Directions for this task » Only the lines from the start of the data below through the line that contains "const [visible, setVisible]" are to be copied, exactly and without pictures.

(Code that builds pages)
□ □ □ □

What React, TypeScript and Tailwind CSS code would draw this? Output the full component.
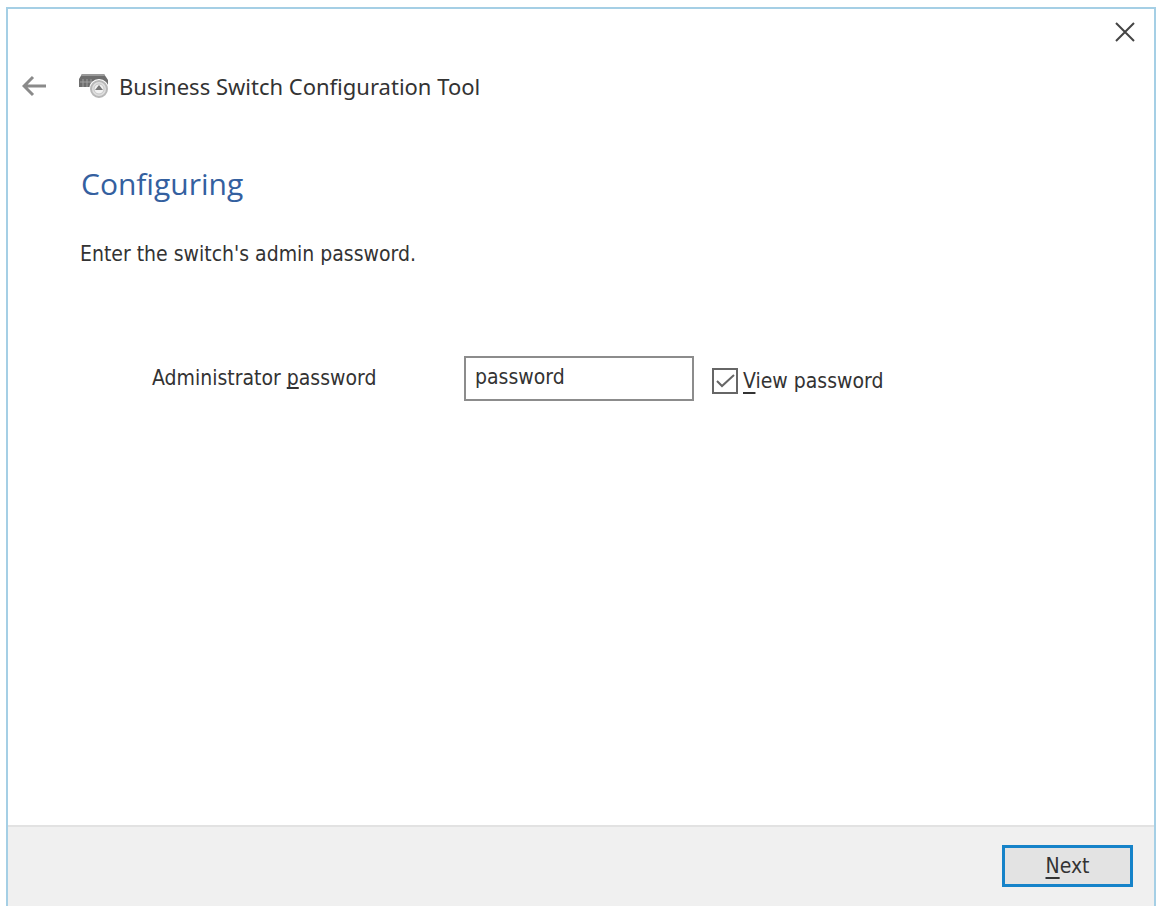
import { useState } from 'react'

function BackIcon() {
  return (
    <svg width="26" height="22" viewBox="0 0 26 22" fill="none" stroke="#8a8a8a" strokeWidth="3">
      <path d="M24 11H2M11 2L2 11l9 9" />
    </svg>
  )
}

function CloseIcon() {
  return (
    <svg width="20" height="20" viewBox="0 0 20 20" fill="none" stroke="#444" strokeWidth="2">
      <path d="M1 1l18 18M19 1L1 19" />
    </svg>
  )
}

// switch chassis with a disc in front of it
function SwitchIcon() {
  return (
    <svg width="30" height="26" viewBox="0 0 30 26" fill="none">
      <path d="M3 1h22l4 6v7H0V6z" fill="#6e6e6e" />
      <path d="M3 1h22l1 2H2z" fill="#9a9a9a" />
      <path d="M1 9h13M4 6v8M8 6v8M12 6v8" stroke="#a0a0a0" />
      <circle cx="20" cy="16" r="10" fill="#fff" />
      <circle cx="20" cy="16" r="8" fill="#dedede" stroke="#b8b8b8" strokeWidth="2" />
      <circle cx="20" cy="16" r="5" fill="#f2f2f2" stroke="#c6c6c6" />
      <path d="M16 17l4-5 4 5z" fill="#777" />
    </svg>
  )
}

export default function App() {
  const [password, setPassword] = useState('password')
  const [visible, setVisible] = useState(true)

  return (
    <div className="min-h-screen flex flex-col bg-white pt-[7px] pl-[6px] pr-px text-[#333] [font-family:'DejaVu_Sans_Condensed','DejaVu_Sans',sans-serif] text-[21px] leading-6">
      <main className="flex-1 flex flex-col border-2 border-b-0 border-[#a5cfe5]">
        {/* TITLE BAR */}
        <div className="flex justify-end pt-[13px] pr-[19px]">
          <button aria-label="Close" className="block">
            <CloseIcon />
          </button>
        </div>

        <header className="flex items-center pl-[14px] pt-[28px] [font-family:'Noto_Sans',sans-serif] text-[22px] leading-8">
          <button aria-label="Back" className="w-[57px]">
            <BackIcon />
          </button>
          <SwitchIcon />
          <span className="pl-[10px]">Business Switch Configuration Tool</span>
        </header>

        {/* PAGE */}
        <section className="flex-1 pl-[72px] pr-8 pt-[62px]">
          <h1 className="pl-px [font-family:'Open_Sans',sans-serif] text-[30px] leading-10 text-[#34609f]">
            Configuring
          </h1>
          <p className="pt-[38px]">Enter the switch's admin password.</p>

          <div className="flex items-start pt-[90px] pl-[72px]">
            <label htmlFor="password" className="w-[312px] pt-[10px]">
              Administrator <u className="[text-decoration-skip-ink:none]">p</u>assword
            </label>
            <input
              id="password"
              type={visible ? 'text' : 'password'}
              value={password}
              onChange={(e) => setPassword(e.target.value)}
              className="w-[230px] h-[45px] border-2 border-[#8c8c8c] bg-white pl-[9px] pb-[4px] outline-none"
            />
            <label className="flex items-center gap-[5px] pl-[18px] pt-[12px]">
              <span className="grid">
                <input
                  type="checkbox"
                  checked={visible}
                  onChange={(e) => setVisible(e.target.checked)}
                  className="peer col-start-1 row-start-1 appearance-none size-[26px] border-2 border-[#666] bg-white"
                />
                <svg
                  className="col-start-1 row-start-1 size-[26px] pointer-events-none invisible peer-checked:visible"
                  viewBox="0 0 26 26"
                  fill="none"
                  stroke="#666"
                  strokeWidth="2"
                >
                  <path d="M5 13l5 5L22 7" />
                </svg>
              </span>
              <span>
                <u className="underline-offset-4">V</u>iew password
              </span>
            </label>
          </div>
        </section>

        {/* FOOTER */}
        <footer className="flex justify-end border-t-2 border-[#e2e2e2] bg-[#f0f0f0] pt-[18px] pr-[21px] pb-[19px]">
          <button className="w-[131px] h-[42px] border-[3px] border-[#1683c9] bg-[#e3e3e3]">
            <u className="underline-offset-4">N</u>ext
          </button>
        </footer>
      </main>
    </div>
  )
}
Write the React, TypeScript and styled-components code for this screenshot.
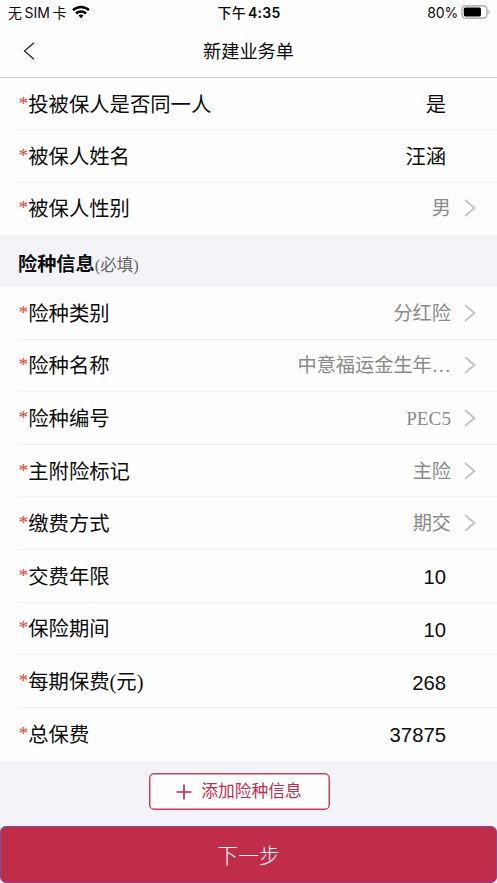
import React from "react";
import styled, { createGlobalStyle } from "styled-components";

const serif = '"Liberation Serif", "Noto Sans CJK SC", serif';
const sans = '"Liberation Sans", "Noto Sans CJK SC", sans-serif';

const GlobalStyle = createGlobalStyle`
  * { box-sizing: border-box; }
  body { margin: 0; background: #f3f3f8; }
`;

const Screen = styled.div`
  width: 497px;
  height: 883px;
  display: flex;
  flex-direction: column;
  overflow: hidden;
  background: #f3f3f8;
  color: #0c0c0c;
  font-family: ${serif};
`;

const StatusBar = styled.div`
  height: 26px;
  flex: none;
  display: grid;
  grid-template-columns: 1fr auto 1fr;
  align-items: center;
  padding: 0 7px 0 8px;
  background: #fdfdfd;
  font: 14px/26px Inter, "Noto Sans CJK SC", sans-serif;
  white-space: nowrap;
`;

const Carrier = styled.div`
  display: flex;
  align-items: center;
  gap: 2.5px;
  svg { margin-left: 3px; margin-top: -2px; }
`;

const Clock = styled.div`
  font-weight: 600;
  font-size: 14px;
  letter-spacing: 0.25px;
`;

const ClockPeriod = styled.span`
  font-weight: 500;
  font-size: 14px;
  margin-right: 2px;
`;

const Battery = styled.div`
  display: flex;
  justify-content: flex-end;
  align-items: center;
  gap: 3px;
  letter-spacing: -0.15px;
  svg { margin-top: -2px; }
`;

const NavBar = styled.header`
  height: 52px;
  flex: none;
  display: grid;
  grid-template-columns: 60px 1fr 60px;
  align-items: center;
  background: #fdfdfd;
  border-bottom: 1px solid #cbcbcb;
`;

const BackButton = styled.button`
  display: flex;
  border: 0;
  padding: 0 0 2px 23px;
  background: none;
`;

const Title = styled.h1`
  margin: 0;
  text-align: center;
  font: 400 18.2px/26px ${sans};
`;

const Group = styled.section<{ $height: number }>`
  height: ${(p) => p.$height}px;
  flex: none;
  display: flex;
  flex-direction: column;
  padding-left: 18px;
  background: #fefefe;
`;

const Row = styled.div`
  flex: 1;
  min-height: 0;
  display: flex;
  align-items: center;
  justify-content: space-between;
  border-bottom: 1px solid #f0f0f2;
  &:last-child { border-bottom-color: transparent; }
`;

const Label = styled.label`
  display: flex;
  font-size: 20.35px;
  line-height: 30px;
  white-space: nowrap;
  padding-top: 2px;
`;

const Required = styled.span`
  width: 10.2px;
  padding-left: 0.5px;
  color: #f03a30;
  font-size: 19.5px;
  line-height: 28px;
`;

const InputValue = styled.span`
  font: 20.3px/30px ${sans};
  padding: 3px 51px 0 0;
`;

const Choice = styled.span`
  display: flex;
  align-items: center;
  gap: 13px;
  padding-right: 21px;
  color: #8a8a8a;
  font-size: 19.2px;
  line-height: 30px;
`;

const ChoiceText = styled.span`
  padding-top: 2px;
`;

const SectionHeader = styled.div`
  height: 52px;
  flex: none;
  display: flex;
  align-items: center;
  padding: 8px 0 0 18px;
`;

const SectionTitle = styled.h2`
  margin: 0;
  font: 700 19.2px/28px ${sans};
`;

const Hint = styled.span`
  color: #666;
  font-size: 16.5px;
  line-height: 28px;
  padding-top: 1px;
`;

const Actions = styled.div`
  flex: 1;
  display: flex;
  justify-content: center;
  align-items: flex-start;
  padding-top: 12px;
  margin-left: -19px;
`;

const AddButton = styled.button`
  width: 181px;
  height: 37px;
  display: flex;
  align-items: center;
  justify-content: center;
  gap: 9px;
  padding: 0;
  border: 1px solid #c1405b;
  box-shadow: inset 0 0 0 0.5px #c1405b;
  border-radius: 5px;
  background: #fefefe;
  color: #bd2e4d;
  font: 16.8px/24px ${sans};
  svg { margin-top: 1px; }
`;

const AddText = styled.span`
  padding-top: 1px;
`;

const NextButton = styled.button`
  width: 100%;
  height: 57px;
  flex: none;
  border: 1px solid #7650a0;
  border-radius: 6px;
  background: #bf2d49;
  color: #fff;
  padding: 2px 0 0;
  font: 300 21px/30px ${sans};
`;

const Wifi = () => (
  <svg width="18" height="14" viewBox="0 0 18 14" fill="none" stroke="#000" strokeWidth="2.5">
    <path d="M1 5.2C5.5 .8 12.5 .8 17 5.2" />
    <path d="M4 8.5C6.8 5.8 11.2 5.8 14 8.5" />
    <path d="M6.5 10.6Q9 8.6 11.5 10.6L9 13.2Z" fill="#000" stroke="none" />
  </svg>
);

const BatteryIcon = () => (
  <svg width="29" height="14" viewBox="0 0 29 14" fill="none">
    <rect x="1" y=".8" width="25" height="12.4" rx="3.6" stroke="#a0a0a0" strokeWidth="1.2" />
    <rect x="2.8" y="2.6" width="17.2" height="8.8" rx="1.7" fill="#000" />
    <path d="M27.5 5v4.2c1.5-.7 1.5-3.5 0-4.2Z" fill="#999" />
  </svg>
);

const Chevron = () => (
  <svg width="12" height="18" viewBox="0 0 12 18" fill="none" stroke="#c3c3c6" strokeWidth="1.9">
    <path d="M1 1l9.4 8L1 17" />
  </svg>
);

interface Field {
  label: string;
  value: string;
  choice?: boolean;
}

const insured: Field[] = [
  { label: "投被保人是否同一人", value: "是" },
  { label: "被保人姓名", value: "汪涵" },
  { label: "被保人性别", value: "男", choice: true },
];

const policy: Field[] = [
  { label: "险种类别", value: "分红险", choice: true },
  { label: "险种名称", value: "中意福运金生年…", choice: true },
  { label: "险种编号", value: "PEC5", choice: true },
  { label: "主附险标记", value: "主险", choice: true },
  { label: "缴费方式", value: "期交", choice: true },
  { label: "交费年限", value: "10" },
  { label: "保险期间", value: "10" },
  { label: "每期保费(元)", value: "268" },
  { label: "总保费", value: "37875" },
];

const FormRow = ({ label, value, choice }: Field) => (
  <Row>
    <Label><Required>*</Required>{label}</Label>
    {choice ? (
      <Choice><ChoiceText>{value}</ChoiceText><Chevron /></Choice>
    ) : (
      <InputValue>{value}</InputValue>
    )}
  </Row>
);

export default function App() {
  return (
    <Screen>
      <GlobalStyle />
      <StatusBar>
        <Carrier><span>无</span><span>SIM</span><span>卡</span><Wifi /></Carrier>
        <Clock><ClockPeriod>下午</ClockPeriod>4:35</Clock>
        <Battery><span>80%</span><BatteryIcon /></Battery>
      </StatusBar>
      <NavBar>
        <BackButton aria-label="返回">
          <svg width="12" height="18" viewBox="0 0 12 18" fill="none" stroke="#222" strokeWidth="1.3">
            <path d="M11 .7L1.5 9l9.5 8.3" />
          </svg>
        </BackButton>
        <Title>新建业务单</Title>
      </NavBar>
      <Group $height={157}>
        {insured.map((f) => <FormRow key={f.label} {...f} />)}
      </Group>
      <SectionHeader>
        <SectionTitle>险种信息</SectionTitle><Hint>(必填)</Hint>
      </SectionHeader>
      <Group $height={473.5}>
        {policy.map((f) => <FormRow key={f.label} {...f} />)}
      </Group>
      <Actions>
        <AddButton>
          <svg width="16" height="16" viewBox="0 0 16 16" stroke="#bd2e4d" strokeWidth="1.7">
            <path d="M8 .5v15M.5 8h15" />
          </svg>
          <AddText>添加险种信息</AddText>
        </AddButton>
      </Actions>
      <NextButton>下一步</NextButton>
    </Screen>
  );
}
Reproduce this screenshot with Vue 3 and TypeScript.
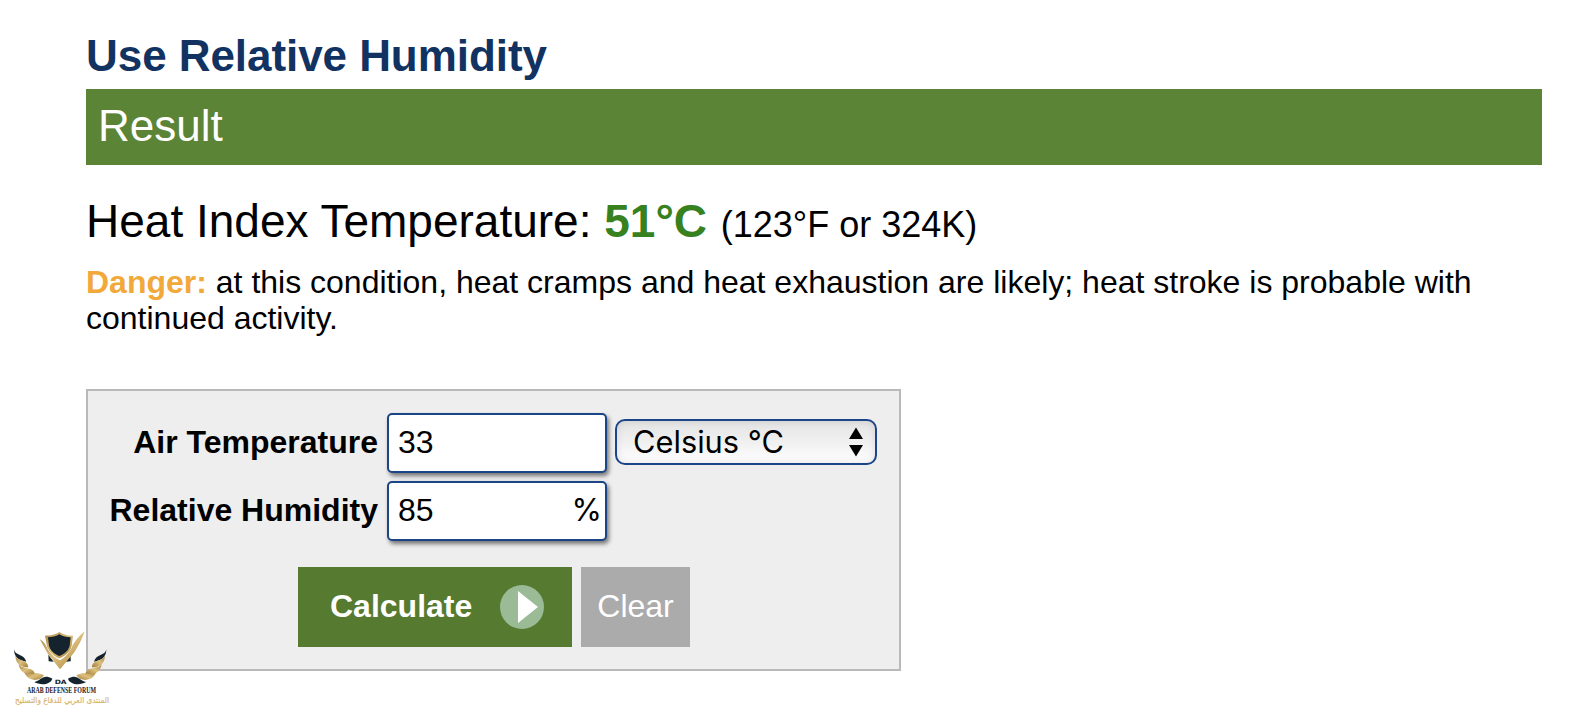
<template>
  <main class="page">
    <h1 class="page__title">Use Relative Humidity</h1>
    <h2 class="page__result">Result</h2>

    <p class="heat-index">
      Heat Index Temperature: <b class="heat-index__value">51°C</b> <span class="heat-index__other">(123°F or 324K)</span>
    </p>
    <p class="warning">
      <b class="warning__level">Danger:</b> at this condition, heat cramps and heat exhaustion are
      likely; heat stroke is probable with continued activity.
    </p>

    <form class="calculator" @submit.prevent>
      <div class="calculator__fields">
        <label for="temperature">Air Temperature</label>
        <div class="field">
          <input id="temperature" v-model="temperature" type="text" />
        </div>
        <div class="unit">
          <select v-model="unit">
            <option v-for="u in units" :key="u" :value="u">{{ u }}</option>
          </select>
          <svg class="unit__arrows" viewBox="0 0 14 30">
            <path d="M7 .5 14 12H0zM0 18h14L7 29.5z" />
          </svg>
        </div>

        <label for="humidity">Relative Humidity</label>
        <div class="field">
          <input id="humidity" v-model="humidity" type="text" />
          <span class="field__suffix">%</span>
        </div>
      </div>

      <div class="calculator__actions">
        <button class="button button--primary" type="submit">
          <span>Calculate</span>
          <svg class="button__icon" viewBox="0 0 44 44">
            <circle cx="22" cy="22" r="22" fill="#9abb96" />
            <path d="M18 6v32l20-16z" fill="#fff" />
          </svg>
        </button>
        <button class="button button--clear" type="button" @click="clear">Clear</button>
      </div>
    </form>

    <svg class="watermark" viewBox="30 24 312 240">
      <defs>
        <linearGradient id="gold" x1="0" y1="0" x2="1" y2="1">
          <stop offset="0" stop-color="#a78343" />
          <stop offset=".5" stop-color="#dcc07c" />
          <stop offset="1" stop-color="#a17b36" />
        </linearGradient>
      </defs>
      <!-- crossed blades -->
      <path d="M145 104l16 21-15-1zM212 104l-15 21 15-1z" fill="#14232d" />
      <path d="M119 57c13 8 20 20 27 34 8 14 20 24 34 30 13-7 23-18 30-31 11-22 25-41 44-56-8 24-19 44-32 64l-42 50-36-46z" fill="url(#gold)" />
      <!-- shield -->
      <path d="M178 36c12 8 24 11 41 11l-4 31c-5 18-19 30-37 37-18-7-32-19-37-37l-6-31c19 0 31-3 43-11z" fill="url(#gold)" stroke="#fff" stroke-width="3" paint-order="stroke" />
      <path d="M178 43c11 7 21 9 34 9l-3 25c-4 15-16 25-31 31-15-6-27-16-31-31l-3-25c13 0 23-2 34-9z" fill="#14232d" />
      <!-- wings -->
      <g id="wing">
        <path d="M42 88c3 20 31 14 37 37-23-3-37-14-37-37z" fill="#14232d" />
        <path d="M46 105c5 21 37 11 39 37-24 1-39-12-39-37z" fill="url(#gold)" />
        <path d="M56 132c9 18 44 6 49 30-24 4-46-4-49-30z" fill="url(#gold)" />
        <path d="M73 157c17 14 30-7 59 9-13 21-50 18-59-9z" fill="url(#gold)" />
        <path d="M103 186c20-3 25-26 54-10-5 18-36 21-54 10z" fill="#14232d" />
      </g>
      <use href="#wing" transform="matrix(-1 0 0 1 361 0)" />
      <text x="164" y="193" textLength="36" lengthAdjust="spacingAndGlyphs" class="watermark__initials">DA</text>
      <text x="81" y="219" textLength="207" lengthAdjust="spacingAndGlyphs" class="watermark__name">ARAB DEFENSE FORUM</text>
      <text x="186" y="249" text-anchor="middle" textLength="282" lengthAdjust="spacingAndGlyphs" class="watermark__arabic">المنتدى العربي للدفاع والتسليح</text>
    </svg>
  </main>
</template>

<script lang="ts" setup>
import { ref } from "vue";

const units = ["Celsius °C", "Fahrenheit °F"];

const temperature = ref("33");
const humidity = ref("85");
const unit = ref(units[0]);

const clear = () => {
  temperature.value = "";
  humidity.value = "";
};
</script>

<style>
body {
  background: #fff;
}
</style>

<style scoped>
.page {
  position: relative;
  box-sizing: border-box;
  height: 708px;
  padding: 31px 36px 0 86px;
  overflow: hidden;
  color: #000;
  font-family: "Liberation Sans", Arial, sans-serif;
  font-size: 32px;
  line-height: 36px;
}

.page__title {
  margin: 0 0 8px;
  color: #123262;
  font-size: 44px;
  letter-spacing: -0.06px;
  line-height: 50px;
}

.page__result {
  margin: 0 0 30px;
  padding: 0 12px 3px;
  background: #5c8436;
  color: #fff;
  font-size: 44px;
  font-weight: normal;
  line-height: 73px;
}

.heat-index {
  margin: 0 0 17px;
  font-size: 46px;
  line-height: 52px;
}

.heat-index__value {
  color: #37811f;
}

.heat-index__other {
  margin-left: 1px;
  font-size: 36px;
  line-height: 1;
}

.warning {
  margin: 0 0 53px;
}

.warning__level {
  color: #f2a93b;
}

.calculator {
  box-sizing: border-box;
  width: 815px;
  padding: 22px 21px;
  border: 2px solid #b9b9b9;
  background: #eee;
}

.calculator__fields {
  display: grid;
  grid-template-columns: 270px 220px 262px;
  column-gap: 8px;
  row-gap: 8px;
  align-items: center;
  margin-bottom: 26px;
}

.calculator__fields label {
  padding: 0 1px 2px 0;
  font-weight: bold;
  text-align: right;
  white-space: nowrap;
}

.field {
  display: flex;
  align-items: center;
  box-sizing: border-box;
  height: 60px;
  padding: 0 4px 2px 9px;
  border: 2px solid #1c4587;
  border-radius: 5px;
  background: #fff;
  box-shadow: 2px 3px 4px rgba(0, 0, 0, 0.5);
}

.field input {
  flex: 1;
  min-width: 0;
  padding: 0;
  border: 0;
  outline: 0;
  background: none;
  color: #000;
  font: inherit;
}

.field__suffix {
  font-family: Inter, sans-serif;
  font-size: 31px;
  letter-spacing: -1px;
}

.unit {
  position: relative;
  height: 46px;
  margin-bottom: 2px;
}

.unit select {
  display: block;
  width: 100%;
  height: 46px;
  padding: 0 16px;
  border: 2px solid #1c4587;
  border-radius: 10px;
  appearance: none;
  background: linear-gradient(#e4e4e4, #f0f0f0 50%, #fff);
  box-shadow: inset 0 0 9px rgba(0, 0, 0, 0.1);
  color: #000;
  font-family: Inter, sans-serif;
  font-size: 30.8px;
  line-height: 40px;
}

.unit__arrows {
  position: absolute;
  top: 8px;
  right: 14px;
  width: 14px;
  height: 30px;
}

.calculator__actions {
  display: flex;
  gap: 9px;
  padding-left: 189px;
}

.button {
  height: 80px;
  padding: 0 0 3px;
  border: 0;
  color: #fff;
  font: inherit;
}

.button--primary {
  display: flex;
  align-items: center;
  justify-content: space-between;
  width: 274px;
  padding: 0 28px 0 32px;
  background: #557a30;
  font-weight: bold;
}

.button--primary span {
  padding-bottom: 2px;
}

.button__icon {
  width: 44px;
  height: 44px;
}

.button--clear {
  width: 109px;
  background: #ababab;
}

.watermark {
  position: absolute;
  top: 628px;
  left: 10px;
  width: 104px;
  height: 80px;
}

.watermark__initials {
  fill: #14232d;
  font: bold 18px "DejaVu Sans", sans-serif;
}

.watermark__name {
  fill: #14232d;
  font: bold 22px "Liberation Serif", serif;
}

.watermark__arabic {
  fill: #d8b46c;
  stroke: #d8b46c;
  stroke-width: 0.5;
  font: 25px "DejaVu Sans", sans-serif;
}
</style>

□ □ □ □

Worked solution »
What React, TypeScript and Tailwind CSS code would draw this? Output the full component.
import { useState } from 'react'

function BackIcon() {
  return (
    <svg width="26" height="22" viewBox="0 0 26 22" fill="none" stroke="#8a8a8a" strokeWidth="3">
      <path d="M24 11H2M11 2L2 11l9 9" />
    </svg>
  )
}

function CloseIcon() {
  return (
    <svg width="20" height="20" viewBox="0 0 20 20" fill="none" stroke="#444" strokeWidth="2">
      <path d="M1 1l18 18M19 1L1 19" />
    </svg>
  )
}

// switch chassis with a disc in front of it
function SwitchIcon() {
  return (
    <svg width="30" height="26" viewBox="0 0 30 26" fill="none">
      <path d="M3 1h22l4 6v7H0V6z" fill="#6e6e6e" />
      <path d="M3 1h22l1 2H2z" fill="#9a9a9a" />
      <path d="M1 9h13M4 6v8M8 6v8M12 6v8" stroke="#a0a0a0" />
      <circle cx="20" cy="16" r="10" fill="#fff" />
      <circle cx="20" cy="16" r="8" fill="#dedede" stroke="#b8b8b8" strokeWidth="2" />
      <circle cx="20" cy="16" r="5" fill="#f2f2f2" stroke="#c6c6c6" />
      <path d="M16 17l4-5 4 5z" fill="#777" />
    </svg>
  )
}

export default function App() {
  const [password, setPassword] = useState('password')
  const [visible, setVisible] = useState(true)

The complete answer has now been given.